-- Start of Available records --
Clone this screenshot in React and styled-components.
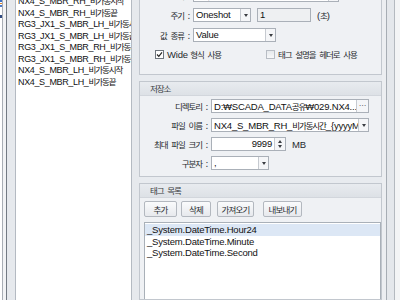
import React from 'react';
import styled, { createGlobalStyle } from 'styled-components';

const GlobalStyle = createGlobalStyle`
  html, body { margin: 0; padding: 0; }
  body {
    background: #e8ebef;
    font-family: "Liberation Sans", "Noto Sans CJK KR", sans-serif;
    font-size: 9.5px;
    letter-spacing: -0.2px;
    color: #111;
  }
`;

const Screen = styled.div`
  display: flex;
  width: 400px;
  height: 300px;
  overflow: hidden;
  background: #e8ebef;
`;

const EdgeMarks = styled.div`
  width: 2px;
  flex: none;
  background: linear-gradient(to bottom, #3b6fc4 0 2px, #fff 2px 3px, #d9822b 3px 4px, #fff 4px 5px, #4a78c8 5px 7px, #fff 7px 15px, #2f4a80 15px 18px, #fff 18px);
`;

const Sash = styled.div`
  width: 3px;
  flex: none;
  border-left: 1px solid #a9aeb5;
  border-right: 1px solid #737a83;
  background: #f2f3f5;
`;

const LeftPane = styled.div`
  width: 132px;
  flex: none;
  box-sizing: border-box;
  padding: 0 7px 0 8px;
  background: #e6e9ed;
`;

const ListBox = styled.div`
  height: 100%;
  box-sizing: border-box;
  background: #fff;
  border-left: 1px solid #b4bac2;
  border-right: 1px solid #b4bac2;
  overflow: hidden;
`;

const ListRows = styled.div`
  margin-top: ${p => p.$offset}px;
`;

const ListRow = styled.div`
  height: 11.5px;
  line-height: 11.5px;
  padding-left: 2px;
  white-space: nowrap;
  overflow: hidden;
  font-size: ${p => (p.$tight ? 9 : 9.5)}px;
  letter-spacing: ${p => (p.$tight ? -0.35 : -0.2)}px;
  background: ${p => (p.$selected ? '#dce7f5' : 'transparent')};
`;

const K = styled.span`
  font-family: "Noto Sans CJK KR", sans-serif;
  font-size: 8.5px;
  letter-spacing: -1.1px;
  word-spacing: 3px;
`;

const RightPane = styled.div`
  width: 243px;
  flex: none;
  display: flex;
  flex-direction: column;
  gap: 6px;
`;

const Group = styled.section`
  border: 1px solid #c2c7ce;
  background: #eff1f4;
  margin-top: ${p => p.$mt || 0}px;
  display: flex;
  flex-direction: column;
  flex: ${p => (p.$grow ? 1 : 'none')};
  min-height: 0;
`;

const GroupHead = styled.div`
  height: 13px;
  line-height: 13px;
  padding-left: 10px;
  background: linear-gradient(#e8ebef, #dde1e6);
  border-bottom: 1px solid #d2d6dc;
  color: #3a3d42;
`;

const GroupBody = styled.div`
  padding: ${p => p.$pad};
  display: flex;
  flex-direction: column;
  flex: 1;
  min-height: 0;
`;

const Form = styled.div`
  display: grid;
  grid-template-columns: ${p => p.$label}px 1fr;
  column-gap: 4px;
  row-gap: ${p => p.$gap}px;
  align-items: center;
`;

const Label = styled.span`
  text-align: right;
  white-space: nowrap;
  color: #26292d;
  font-family: "Noto Sans CJK KR", sans-serif;
  font-size: 8.5px;
  letter-spacing: -1.1px;
  word-spacing: 3px;
`;

const Cell = styled.div`
  display: flex;
  align-items: center;
  gap: ${p => p.$gap || 0}px;
  height: 14px;
`;

const Field = styled.div`
  display: flex;
  width: ${p => p.$w}px;
  height: 14px;
  box-sizing: border-box;
  border: 1px solid #aab0b8;
  background: ${p => (p.$muted ? '#eef0f2' : '#fff')};
  flex: none;
`;

const FieldText = styled.span`
  flex: 1;
  padding: 0 2px;
  line-height: 12px;
  white-space: nowrap;
  overflow: hidden;
  text-align: ${p => (p.$right ? 'right' : 'left')};
`;

const SideBtn = styled.span`
  width: ${p => p.$w || 9}px;
  flex: none;
  border-left: 1px solid #c6cad0;
  background: #f5f6f8;
  display: flex;
  flex-direction: column;
  align-items: center;
  justify-content: center;
  gap: 2px;
  color: #333;
  font-size: 8px;
  line-height: 8px;
`;

const Caret = styled.span`
  width: 0;
  height: 0;
  border-left: 2.5px solid transparent;
  border-right: 2.5px solid transparent;
  ${p => (p.$up ? 'border-bottom' : 'border-top')}: 3px solid #3a3d42;
`;

const Unit = styled.span`
  color: #26292d;
  margin-left: ${p => p.$ml || 0}px;
`;

const CheckRow = styled.div`
  display: flex;
  align-items: center;
  height: 12px;
  margin-top: 6px;
  padding-left: 11px;
`;

const CheckItem = styled.label`
  display: flex;
  align-items: center;
  gap: 3px;
  width: ${p => (p.$w ? `${p.$w}px` : 'auto')};
  color: #26292d;
`;

const Box = styled.span`
  width: 9px;
  height: 9px;
  box-sizing: border-box;
  border: 1px solid ${p => (p.$on ? '#6e757d' : '#b8bdc4')};
  background: ${p => (p.$on ? '#fff' : 'linear-gradient(#e6e9ec, #f7f8f9)')};
  display: flex;
  align-items: center;
  justify-content: center;
`;

const Toolbar = styled.div`
  display: flex;
  height: 16px;
`;

const Button = styled.button`
  all: unset;
  box-sizing: border-box;
  width: ${p => p.$w}px;
  margin-left: ${p => p.$ml || 0}px;
  height: 16px;
  border: 1px solid #b3b8bf;
  border-radius: 2px;
  background: linear-gradient(#fafbfc, #e7e9ed);
  text-align: center;
  line-height: 14px;
  color: #2a2d31;
  font-family: "Noto Sans CJK KR", sans-serif;
  font-size: 8.5px;
  letter-spacing: -0.8px;
`;

const TagList = styled.div`
  flex: 1;
  margin-top: 5px;
  margin-right: -2px;
  background: #fff;
  border: 1px solid #a9b0b8;
  border-bottom: none;
  padding-top: 1px;
`;

const RightEdge = styled.div`
  flex: 1;
  display: flex;
  padding-left: 4px;
  background: #eceef1;
`;

const Rail = styled.div`
  width: 7px;
  border-left: 1px solid #a7adb4;
  border-right: 1px solid #b4b9bf;
  background: #e4e7eb;
`;

const Margin = styled.div`
  flex: 1;
  background: #f3f4f5;
`;

const leftItems = [
  ['NX4_S_MBR_RH_', '비가동시작'],
  ['NX4_S_MBR_RH_', '비가동끝'],
  ['RG3_JX1_S_MBR_LH_', '비가동시작'],
  ['RG3_JX1_S_MBR_LH_', '비가동끝'],
  ['RG3_JX1_S_MBR_RH_', '비가동시작'],
  ['RG3_JX1_S_MBR_RH_', '비가동끝'],
  ['NX4_S_MBR_LH_', '비가동시작'],
  ['NX4_S_MBR_LH_', '비가동끝'],
];

const tags = ['_System.DateTime.Hour24', '_System.DateTime.Minute', '_System.DateTime.Second'];

function Check({ on }) {
  return (
    <Box $on={on}>
      {on && (
        <svg width="7" height="7" viewBox="0 0 7 7">
          <path d="M1 3.5 L2.8 5.3 L6 1.3" fill="none" stroke="#222" strokeWidth="1.2" />
        </svg>
      )}
    </Box>
  );
}

function Combo({ w, children, muted }) {
  return (
    <Field $w={w} $muted={muted}>
      <FieldText>{children}</FieldText>
      <SideBtn>
        <Caret />
      </SideBtn>
    </Field>
  );
}

export default function App() {
  return (
    <>
      <GlobalStyle />
      <Screen>
        <EdgeMarks />
        <Sash />
        <LeftPane>
          <ListBox>
            <ListRows $offset={-5}>
              {leftItems.map(([a, b], i) => (
                <ListRow key={i} $tight>
                  {a}
                  <K>{b}</K>
                </ListRow>
              ))}
            </ListRows>
          </ListBox>
        </LeftPane>

        <RightPane>
          <Group $mt={-30}>
            <GroupHead>
              <K>데이터 수집</K>
            </GroupHead>
            <GroupBody $pad="3px 0 14px 4px">
              <Form $label={45} $gap={6}>
                <Label>트리거 :</Label>
                <Cell>
                  <Combo w={146}>
                    <K>비가동 상태 변경</K>
                  </Combo>
                </Cell>
                <Label>주기 :</Label>
                <Cell $gap={6}>
                  <Combo w={58}>Oneshot</Combo>
                  <Field $w={54} $muted>
                    <FieldText>1</FieldText>
                  </Field>
                  <Unit>
                    (<K>초</K>)
                  </Unit>
                </Cell>
                <Label>값 종류 :</Label>
                <Cell>
                  <Combo w={83}>Value</Combo>
                </Cell>
              </Form>
              <CheckRow>
                <CheckItem $w={111}>
                  <Check on />
                  <span>
                    Wide <K>형식 사용</K>
                  </span>
                </CheckItem>
                <CheckItem>
                  <Check />
                  <K>태그 설명을 헤더로 사용</K>
                </CheckItem>
              </CheckRow>
            </GroupBody>
          </Group>

          <Group>
            <GroupHead>
              <K>저장소</K>
            </GroupHead>
            <GroupBody $pad="3px 0 6px 4px">
              <Form $label={63} $gap={5}>
                <Label>디렉토리 :</Label>
                <Cell>
                  <Field $w={158}>
                    <FieldText>
                      D:₩SCADA_DATA<K>공유</K>₩029.NX4...
                    </FieldText>
                    <SideBtn $w={11}>···</SideBtn>
                  </Field>
                </Cell>
                <Label>파일 이름 :</Label>
                <Cell>
                  <Combo w={158}>
                    NX4_S_MBR_RH_<K>비가동시간</K>_{'{'}yyyyMMdd{'}'}
                  </Combo>
                </Cell>
                <Label>최대 파일 크기 :</Label>
                <Cell>
                  <Field $w={75}>
                    <FieldText $right>9999</FieldText>
                    <SideBtn $w={10}>
                      <Caret $up />
                      <Caret />
                    </SideBtn>
                  </Field>
                  <Unit $ml={6}>MB</Unit>
                </Cell>
                <Label>구분자 :</Label>
                <Cell>
                  <Combo w={58}>,</Combo>
                </Cell>
              </Form>
            </GroupBody>
          </Group>

          <Group $grow>
            <GroupHead>
              <K>태그 목록</K>
            </GroupHead>
            <GroupBody $pad="3px 2px 0 4px">
              <Toolbar>
                <Button $w={33}>추가</Button>
                <Button $w={30} $ml={4}>삭제</Button>
                <Button $w={37} $ml={6}>가져오기</Button>
                <Button $w={39} $ml={9}>내보내기</Button>
              </Toolbar>
              <TagList>
                {tags.map((t, i) => (
                  <ListRow key={t} $selected={i === 0}>
                    {t}
                  </ListRow>
                ))}
              </TagList>
            </GroupBody>
          </Group>
        </RightPane>

        <RightEdge>
          <Rail />
          <Margin />
        </RightEdge>
      </Screen>
    </>
  );
}
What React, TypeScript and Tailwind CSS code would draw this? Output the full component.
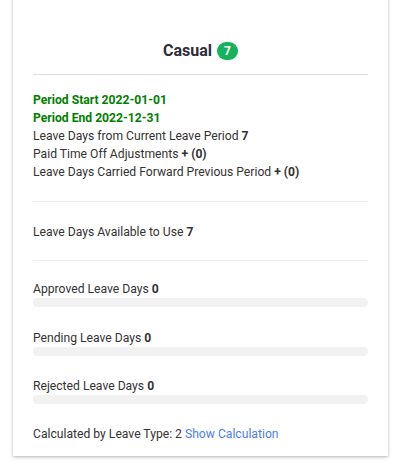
import React from "react";

function Bar() {
  return <div className="h-[9px] w-full rounded-[4px] bg-[#f2f2f2]" />;
}

export default function App() {
  return (
    <div className="w-[413px] h-[468px] bg-white overflow-hidden" style={{ fontFamily: "Roboto, 'Liberation Sans', sans-serif" }}>
      <div className="ml-[13px] w-[375px] -mt-[10px] bg-white shadow-[0_1px_3px_rgba(0,0,0,0.3)] px-[20px] pt-[51px] pb-[13px] text-[12.15px] leading-[18px] text-[#333]">
        <div className="flex items-center justify-center gap-[5px] h-[20px]">
          <span className="text-[16px] font-bold text-[#2d2d3a]">Casual</span>
          <span className="flex items-center justify-center w-[21px] h-[18px] rounded-full bg-[#16b35c] text-white text-[12px] font-bold">7</span>
        </div>
        <div className="mt-[13px] h-px bg-[#dedede]" />
        <div className="mt-[16px]">
          <div className="font-bold text-[#008000]">Period Start 2022-01-01</div>
          <div className="font-bold text-[#008000]">Period End 2022-12-31</div>
          <div>Leave Days from Current Leave Period <b>7</b></div>
          <div>Paid Time Off Adjustments <b>+ (0)</b></div>
          <div>Leave Days Carried Forward Previous Period <b>+ (0)</b></div>
        </div>
        <div className="mt-[20px] h-px bg-[#ececec]" />
        <div className="mt-[21px]">Leave Days Available to Use <b>7</b></div>
        <div className="mt-[19px] h-px bg-[#ececec]" />
        <div className="mt-[19px]">Approved Leave Days <b>0</b></div>
        <Bar />
        <div className="mt-[22px]">Pending Leave Days <b>0</b></div>
        <Bar />
        <div className="mt-[21px]">Rejected Leave Days <b>0</b></div>
        <Bar />
        <div className="mt-[21px]">
          Calculated by Leave Type: 2 <span className="text-[#4a7ef0]">Show Calculation</span>
        </div>
      </div>
    </div>
  );
}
-- End of Available records --
### What is being asked
Filter the records above for lines containing the word "full", and copy those lines.

### Final result
What React, TypeScript and Tailwind CSS code would draw this? Output the full component.
  return <div className="h-[9px] w-full rounded-[4px] bg-[#f2f2f2]" />;
          <span className="flex items-center justify-center w-[21px] h-[18px] rounded-full bg-[#16b35c] text-white text-[12px] font-bold">7</span>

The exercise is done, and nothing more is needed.